In a final effort to salvage this claim, Plaintiffs urge that the Court should consider Defendants' conduct "highly offensive" because it involves children. It is, of course, apparent to the Court that children do indeed warrant special attention and heightened protections under our laws and social norms. To be sure, however, the Court's role in this decision is not to pass on the morality nor the wisdom of companies tracking the anonymous web activities of children for advertising purposes. The Court does not, by way of this Opinion, find Defendants' conduct beneficial. The Court's only task is to assess whether Plaintiffs' claims pass muster under the federal pleading standards vis-à-vis the authorities upon which those claims rest. Here, Plaintiffs' SAC is an exercise in attempting to fit square pegs into round holes.
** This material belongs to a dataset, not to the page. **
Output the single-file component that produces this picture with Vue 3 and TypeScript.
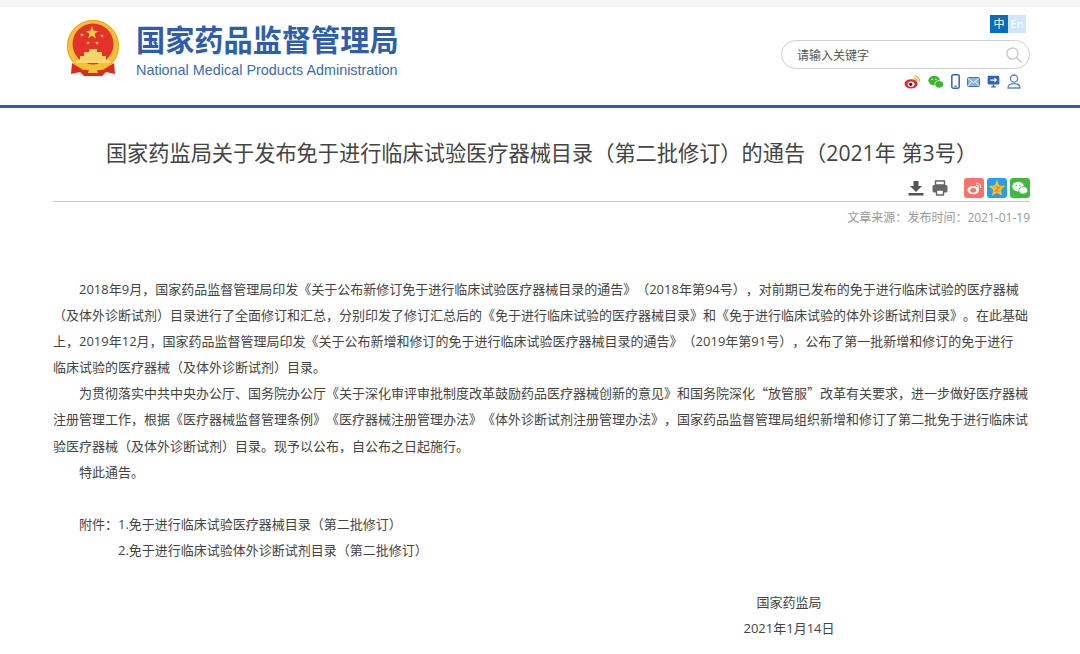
<template>
  <div class="page">
    <div class="top-strip"></div>
    <header class="site-header">
      <div class="brand">
        <svg class="emblem" viewBox="0 0 54 58" width="54" height="58">
          <defs>
            <polygon id="emblem-star" points="0,-5 1.2,-1.6 4.8,-1.5 1.9,0.6 2.9,4 0,2 -2.9,4 -1.9,0.6 -4.8,-1.5 -1.2,-1.6" fill="#f9d342" />
          </defs>
          <circle cx="27" cy="26" r="26" fill="#f6c136" />
          <circle cx="27" cy="26" r="25.5" fill="none" stroke="#e9a51c" stroke-width="1" />
          <circle cx="27" cy="24" r="20.5" fill="#e4312a" />
          <use href="#emblem-star" transform="translate(26 13) scale(1.35)" />
          <use href="#emblem-star" transform="translate(16 15) scale(0.42)" />
          <use href="#emblem-star" transform="translate(36 16) scale(0.42)" />
          <use href="#emblem-star" transform="translate(22 23) scale(0.42)" />
          <use href="#emblem-star" transform="translate(31 23) scale(0.42)" />
          <path d="M23 29 H31 V32 H36 V36 H40 V40 H14 V36 H18 V32 H23 Z" fill="#f7d468" />
          <path d="M10 40 H44 V43 H10 Z" fill="#f8da7c" />
          <path d="M6 43 L17 50 H37 L48 43 L49 54 L40 52 L36 56 H18 L14 52 L5 54 Z" fill="#dc2a20" />
          <path d="M18 44 C21 42 24 45 27 47 C30 45 33 42 36 44 C38 48 34 51 31 50 L32 53 H22 L23 50 C20 51 16 48 18 44 Z" fill="#f6c136" />
        </svg>
        <div class="brand-text">
          <div class="brand-cn">国家药品监督管理局</div>
          <div class="brand-en">National Medical Products Administration</div>
        </div>
      </div>
      <div class="header-tools">
        <div class="lang">
          <span class="lang-zh">中</span>
          <span class="lang-en">En</span>
        </div>
        <div class="search">
          <span class="search-text">请输入关键字</span>
          <svg viewBox="0 0 18 18" width="18" height="18">
            <circle cx="7.5" cy="7.5" r="5.5" fill="none" stroke="#c9c9c9" stroke-width="1.4" />
            <path d="M11.5 11.5 L16.5 16.5" stroke="#c9c9c9" stroke-width="1.6" />
          </svg>
        </div>
        <div class="social">
          <svg viewBox="0 0 18 16" width="17" height="15">
            <ellipse cx="7.5" cy="10.5" rx="7" ry="5" fill="#e6282c" />
            <ellipse cx="7.5" cy="10.8" rx="3.6" ry="2.8" fill="#fff" />
            <circle cx="7" cy="11" r="1.7" fill="#222" />
            <path d="M11 2 A5.5 5.5 0 0 1 16.5 8 M11 4.6 A2.8 2.8 0 0 1 14 7.5" fill="none" stroke="#f2a52a" stroke-width="1.3" />
          </svg>
          <svg viewBox="0 0 17 15" width="16" height="14">
            <ellipse cx="6.5" cy="6" rx="6.2" ry="5.2" fill="#3fb32f" />
            <ellipse cx="12" cy="10" rx="4.8" ry="4" fill="#3fb32f" stroke="#fff" stroke-width="0.8" />
            <circle cx="4.4" cy="4.6" r="0.8" fill="#fff" />
            <circle cx="8.4" cy="4.6" r="0.8" fill="#fff" />
          </svg>
          <svg viewBox="0 0 9 15" width="9" height="15">
            <rect x="0.8" y="0.8" width="7.4" height="13.4" rx="1.4" fill="#fff" stroke="#2f66b5" stroke-width="1.5" />
            <path d="M3 12.2 H6" stroke="#2f66b5" stroke-width="1" />
          </svg>
          <svg viewBox="0 0 14 11" width="13" height="10">
            <rect x="0.5" y="0.5" width="13" height="10" rx="1.4" fill="#8fb2e0" stroke="#2f66b5" stroke-width="1" />
            <path d="M1 1.5 L7 6.3 L13 1.5 M1 9.8 L5 5 M13 9.8 L9 5" fill="none" stroke="#fff" stroke-width="1" />
          </svg>
          <svg viewBox="0 0 14 14" width="13" height="13">
            <rect x="0.7" y="0.7" width="12.6" height="9.6" rx="1.4" fill="#2f66b5" />
            <path d="M3.5 5.5 H10 M8 3.5 L10 5.5 L8 7.5" fill="none" stroke="#fff" stroke-width="1.2" />
            <path d="M4.5 12.8 H9.5 M7 10 V12.8" stroke="#2f66b5" stroke-width="1.5" />
          </svg>
          <svg viewBox="0 0 14 15" width="14" height="15">
            <circle cx="7" cy="4.6" r="3.6" fill="none" stroke="#5f86c6" stroke-width="1.3" />
            <path d="M1 14 C1 10.5 4 9.6 7 9.6 C10 9.6 13 10.5 13 14 Z" fill="none" stroke="#5f86c6" stroke-width="1.3" />
          </svg>
        </div>
      </div>
    </header>
    <div class="blue-rule"></div>

    <main class="article">
      <h1 class="article-title">国家药监局关于发布免于进行临床试验医疗器械目录（第二批修订）的通告（2021年 第3号）</h1>
      <div class="share-row">
        <svg class="tool" viewBox="0 0 16 16" width="16" height="16">
          <path d="M5.5 1 H10.5 V6 H14 L8 12 L2 6 H5.5 Z" fill="#555" />
          <path d="M0.5 13 H15.5 V15.5 H0.5 Z" fill="#555" />
        </svg>
        <svg class="tool print" viewBox="0 0 16 16" width="16" height="16">
          <path d="M3.5 1 H12.5 V5 H3.5 Z" fill="#fff" stroke="#666" stroke-width="1.5" />
          <rect x="0.5" y="5" width="15" height="7.5" rx="1.5" fill="#666" />
          <path d="M4.5 10 H11.5 V15 H4.5 Z" fill="#fff" stroke="#666" stroke-width="1.4" />
        </svg>
        <span class="share-btn weibo">
          <svg viewBox="0 0 18 16" width="15" height="14">
            <ellipse cx="7.5" cy="10.5" rx="7" ry="5" fill="#fff" />
            <ellipse cx="7.5" cy="10.8" rx="3.6" ry="2.8" fill="#fa7268" />
            <path d="M11 2 A5.5 5.5 0 0 1 16.5 8 M11 4.6 A2.8 2.8 0 0 1 14 7.5" fill="none" stroke="#fff" stroke-width="1.3" />
          </svg>
        </span>
        <span class="share-btn qzone">
          <svg viewBox="0 0 18 18" width="18" height="18">
            <polygon points="9,1 11.4,6.4 17.2,7 12.8,11 14.1,16.8 9,13.8 3.9,16.8 5.2,11 0.8,7 6.6,6.4" fill="#f9c42a" />
            <path d="M6.5 8 H11.5 L7 12 H12" fill="none" stroke="#e9822a" stroke-width="1.2" />
          </svg>
        </span>
        <span class="share-btn wechat">
          <svg viewBox="0 0 17 15" width="16" height="14">
            <ellipse cx="6.5" cy="6" rx="6.2" ry="5.2" fill="#fff" />
            <ellipse cx="12" cy="10" rx="4.8" ry="4" fill="#fff" stroke="#3fbb3b" stroke-width="0.8" />
            <circle cx="4.4" cy="4.6" r="0.8" fill="#3fbb3b" />
            <circle cx="8.4" cy="4.6" r="0.8" fill="#3fbb3b" />
          </svg>
        </span>
      </div>
      <div class="meta">
        <span>文章来源：</span>
        <span>发布时间：2021-01-19</span>
      </div>

      <div class="body">
        <p class="para">2018年9月，国家药品监督管理局印发《关于公布新修订免于进行临床试验医疗器械目录的通告》（2018年第94号），对前期已发布的免于进行临床试验的医疗器械（及体外诊断试剂）目录进行了全面修订和汇总，分别印发了修订汇总后的《免于进行临床试验的医疗器械目录》和《免于进行临床试验的体外诊断试剂目录》。在此基础上，2019年12月，国家药品监督管理局印发《关于公布新增和修订的免于进行临床试验医疗器械目录的通告》（2019年第91号），公布了第一批新增和修订的免于进行<br />临床试验的医疗器械（及体外诊断试剂）目录。</p>
        <p class="para para-cjk">为贯彻落实中共中央办公厅、国务院办公厅《关于深化审评审批制度改革鼓励药品医疗器械创新的意见》和国务院深化“放管服”改革有关要求，进一步做好医疗器械注册管理工作，根据《医疗器械监督管理条例》《医疗器械注册管理办法》《体外诊断试剂注册管理办法》，国家药品监督管理局组织新增和修订了第二批免于进行临床试验医疗器械（及体外诊断试剂）目录。现予以公布，自公布之日起施行。</p>
        <p class="para">特此通告。</p>
        <div class="attachments">
          <p v-for="item in attachments" :key="item.text" class="attachment">
            <span class="attachment-label">{{ item.label }}</span>{{ item.text }}
          </p>
        </div>
        <div class="signature">
          <p class="sign-org">国家药监局</p>
          <p class="sign-date">2021年1月14日</p>
        </div>
      </div>
    </main>
  </div>
</template>

<script setup lang="ts">
const attachments = [
  { label: '附件：', text: '1.免于进行临床试验医疗器械目录（第二批修订）' },
  { label: '', text: '2.免于进行临床试验体外诊断试剂目录（第二批修订）' },
];
</script>

<style>
html,
body {
  margin: 0;
  background: #fff;
}
</style>

<style scoped>
.page {
  width: 1080px;
  height: 654px;
  overflow: hidden;
  font-family: "Open Sans", "Noto Sans CJK SC", sans-serif;
  text-spacing-trim: space-all;
  color: #444;
}
.top-strip {
  height: 7px;
  background: #f6f6f6;
}
.site-header {
  height: 98px;
  box-sizing: border-box;
  padding: 0 50px 0 66px;
  display: flex;
  justify-content: space-between;
}
.brand {
  display: flex;
  gap: 16px;
  padding-top: 13px;
}
.emblem {
  display: block;
}
.brand-cn {
  font-size: 29.2px;
  line-height: 40px;
  font-weight: 700;
  color: #2f5dab;
  white-space: nowrap;
}
.brand-en {
  font-family: "Liberation Sans", sans-serif;
  font-size: 14.4px;
  line-height: 20px;
  color: #3d6ab3;
  white-space: nowrap;
}
.header-tools {
  width: 249px;
  display: flex;
  flex-direction: column;
  align-items: flex-end;
}
.lang {
  display: flex;
  margin-top: 8px;
  margin-right: 4px;
  font-size: 11px;
  line-height: 18px;
}
.lang-zh,
.lang-en {
  width: 18px;
  text-align: center;
  color: #fff;
}
.lang-zh {
  background: #0a6cbd;
}
.lang-en {
  background: #cfe6fb;
}
.search {
  margin-top: 7px;
  width: 249px;
  height: 29px;
  box-sizing: border-box;
  border: 1px solid #cfcfcf;
  border-radius: 15px;
  padding: 0 6px 0 15px;
  display: flex;
  align-items: center;
  justify-content: space-between;
}
.search-text {
  font-size: 12px;
  color: #555;
}
.social {
  margin-top: 5px;
  margin-right: 9px;
  display: flex;
  align-items: center;
  gap: 7px;
}
.social svg {
  display: block;
}
.blue-rule {
  height: 3px;
  background: #2f5dab;
}
.article {
  padding: 0 50px 0 53px;
}
.article-title {
  margin: 30px 0 0;
  font-size: 21.2px;
  line-height: 30px;
  font-weight: 400;
  text-align: center;
  color: #444;
  white-space: nowrap;
}
.share-row {
  margin-top: 8px;
  height: 26px;
  box-sizing: border-box;
  padding-bottom: 1px;
  border-bottom: 1px solid #c6c6c6;
  display: flex;
  justify-content: flex-end;
  align-items: center;
  gap: 3px;
}
.tool {
  display: block;
}
.print {
  margin-left: 5px;
  margin-right: 13px;
}
.share-btn {
  width: 20px;
  height: 20px;
  border-radius: 3px;
  display: flex;
  align-items: center;
  justify-content: center;
}
.weibo {
  background: #fa7268;
}
.qzone {
  background: #2b9ded;
}
.wechat {
  background: #3fbb3b;
}
.meta {
  margin-top: 6px;
  display: flex;
  justify-content: flex-end;
  font-size: 12px;
  line-height: 20px;
  color: #999;
}
.body {
  margin-top: 48px;
  font-size: 13px;
  line-height: 26.1px;
  color: #444;
}
.para {
  margin: 0;
  text-indent: 26px;
}
.para-cjk {
  font-family: "Noto Sans CJK SC", sans-serif;
}
.attachments {
  margin-top: 26px;
}
.attachment {
  margin: 0;
  padding-left: 26px;
}
.attachment-label {
  display: inline-block;
  width: 39px;
}
.signature {
  margin-top: 26px;
  padding-left: 681px;
  text-align: center;
  width: 110px;
}
.sign-org,
.sign-date {
  margin: 0;
  white-space: nowrap;
}
</style>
Although Plaintiffs have identified conduct that may be worthy of further legislative and executive attention, they have not cited any existing and applicable legal authority to supports their claims.


For the foregoing reasons, the Court will grant Defendants' motions to dismiss [Docket Entries 77 & 78]. An appropriate form of Order will be filed herewith.